Flatville arose from the muck. Like the wet prairie more generally, its flatness inhibited drainage, contributing to swampy conditions. The firmer lands that had once supported buffalo enabled the first settler colonists to graze cattle, but the land in and around Champaign County was so boggy that in 1840, the area had fewer than two residents per square mile. In contrast to the arid West, where farmers struggled to bring more water to land, in the sodden prairies, farmers worked hard to remove the water from the land so as to enable the cultivation of crops. Health concerns factored into the drying campaign as well. Long before the discovery that mosquitoes carried malaria and yellow fever, the association between swampland and ague added to the desire to pull the plug on wetlands—including about 8.3 million acres in Illinois, or about a quarter of the state.
Thus began the still ongoing engineering project that has turned the wet prairies into some of the most productive agricultural land in the world. Step one was to dismantle the existing engineering works—the beaver dams that blocked the “smaller water-courses.” In his 1905 history of Champaign, J. O. Cunningham reported that at first the beavers repaired their dams. But as hunters reduced their numbers, the animals abandoned their homes. The near total eradication of beavers culminated in grand euphemism: “finally the last of this interesting and intelligent animal, with his contemporary, the wild Indian, moved westward.”

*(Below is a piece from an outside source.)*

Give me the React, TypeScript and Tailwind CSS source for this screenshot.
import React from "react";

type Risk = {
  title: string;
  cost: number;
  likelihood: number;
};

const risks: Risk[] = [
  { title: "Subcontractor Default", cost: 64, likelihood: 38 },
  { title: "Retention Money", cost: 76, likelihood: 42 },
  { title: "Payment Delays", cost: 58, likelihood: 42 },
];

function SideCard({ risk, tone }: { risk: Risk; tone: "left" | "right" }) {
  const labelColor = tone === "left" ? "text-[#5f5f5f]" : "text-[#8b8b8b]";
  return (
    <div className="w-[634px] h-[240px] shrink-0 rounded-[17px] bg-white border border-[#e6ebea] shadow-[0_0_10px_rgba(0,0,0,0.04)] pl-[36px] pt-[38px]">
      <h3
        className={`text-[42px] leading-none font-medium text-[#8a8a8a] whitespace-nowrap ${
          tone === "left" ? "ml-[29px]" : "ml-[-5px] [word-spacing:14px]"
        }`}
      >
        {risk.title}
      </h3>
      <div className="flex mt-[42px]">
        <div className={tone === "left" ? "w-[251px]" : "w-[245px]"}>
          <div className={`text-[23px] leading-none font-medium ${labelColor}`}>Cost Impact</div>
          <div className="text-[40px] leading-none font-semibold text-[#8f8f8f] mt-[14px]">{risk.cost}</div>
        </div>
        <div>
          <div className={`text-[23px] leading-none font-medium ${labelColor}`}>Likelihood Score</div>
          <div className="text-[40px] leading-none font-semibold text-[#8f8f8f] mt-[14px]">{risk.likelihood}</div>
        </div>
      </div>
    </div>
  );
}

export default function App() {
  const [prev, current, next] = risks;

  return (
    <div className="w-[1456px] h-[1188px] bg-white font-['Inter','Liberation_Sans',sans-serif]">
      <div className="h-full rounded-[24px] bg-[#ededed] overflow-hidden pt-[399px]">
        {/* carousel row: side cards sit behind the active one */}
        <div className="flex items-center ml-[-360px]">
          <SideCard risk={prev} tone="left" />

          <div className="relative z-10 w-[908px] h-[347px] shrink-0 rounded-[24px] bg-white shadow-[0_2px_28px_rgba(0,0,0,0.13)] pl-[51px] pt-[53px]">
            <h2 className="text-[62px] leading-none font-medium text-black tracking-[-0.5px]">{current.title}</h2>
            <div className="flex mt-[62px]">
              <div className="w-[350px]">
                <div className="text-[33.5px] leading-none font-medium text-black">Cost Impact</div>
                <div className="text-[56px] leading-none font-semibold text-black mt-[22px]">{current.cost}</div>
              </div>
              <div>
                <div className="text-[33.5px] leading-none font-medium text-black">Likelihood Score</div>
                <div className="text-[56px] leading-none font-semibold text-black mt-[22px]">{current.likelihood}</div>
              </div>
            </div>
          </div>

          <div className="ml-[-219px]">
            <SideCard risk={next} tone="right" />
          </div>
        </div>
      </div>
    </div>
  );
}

Step two was to introduce new engineering works. To dry the “inundated lands” that were underwater for part of the year, farmers experimented with mole ditching (dragging a plow that would carve out a tunnel) and, when that proved unsuccessful, using cattle (up to 40 head together) to drag larger ditching apparatuses. An even more laborious method was to dig drainage ditches that fed into creeks and streams. This backbreaking work slowly began to yield results. Whereas a traveler who rode through Champaign County in 1873 characterized half the cornfields as being underwater, residents could have pointed out that the other half were not. By 1885, Illinois farmers were beginning to use steam-powered dredging machines that opened canals and cleared the course of creeks. They also straightened these creeks, to speed the flow of water from their fields.